La France comptait environ 1.000 bus électriques en service en 2022, répartis dans 40 réseaux. Ce développement a été soutenu par des subventions publiques et des politiques locales visant à limiter l’usage des véhicules les plus polluants. L’Allemagne, quant à elle, a mis en place un programme d’incitation qui a conduit à la mise en circulation de plusieurs centaines de bus électriques. Aux États-Unis, la transition s’accélère également, avec une augmentation de 66% du nombre de bus électriques entre 2021 et 2022.

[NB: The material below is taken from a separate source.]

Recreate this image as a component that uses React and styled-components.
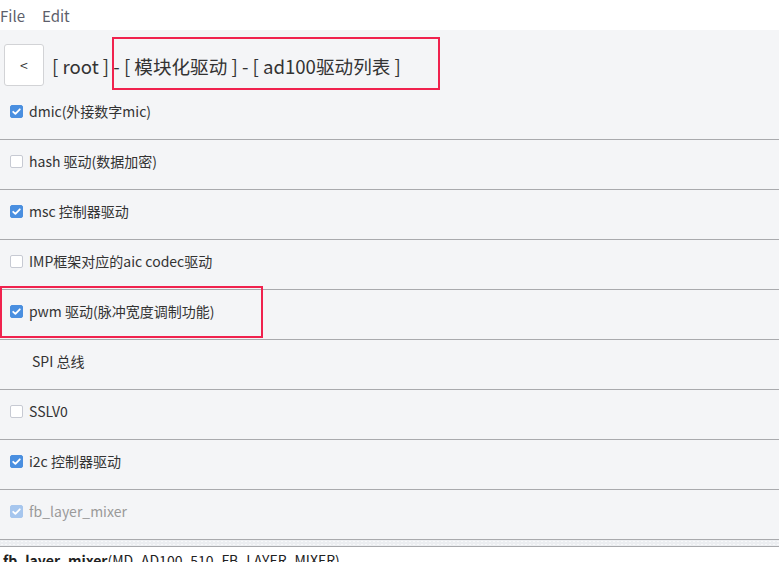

Transition énergétique : Transport public décarboné, un levier sous-exploité contre la pollution
Pour lutter contre la pollution atmosphérique, le secteur qui s’impose comme prioritaire est celui des transports. À lui seul, ce secteur totalise plus des 30% des gaz à effet de serre dont les dégâts en termes de pollution atmosphérique dévorent plus de 1% du PIB chaque année. Avec l’augmentation progressive des véhicules hybrides et électriques dans le parc national, la transition apparaît comme amorcée. C’est malheureusement sans compter avec les milliers de bus et minibus thermiques qui continuent à sillonner les routes du Royaume, à générer une pollution importante provenant de carburants fossiles qui ont été à 100% importés à coups de devise. Une situation qui aurait pu être évitée si au moins les entreprises chargées de la gestion déléguée du transport public avaient respecté le Dahir portant promulgation de la loi 54-05 dont l’article 3 stipule clairement qu’elles ont le devoir d’adapter leur service aux «évolutions technologiques» tout en assurant des prestations «dans les meilleures conditions de protection de l’environnement».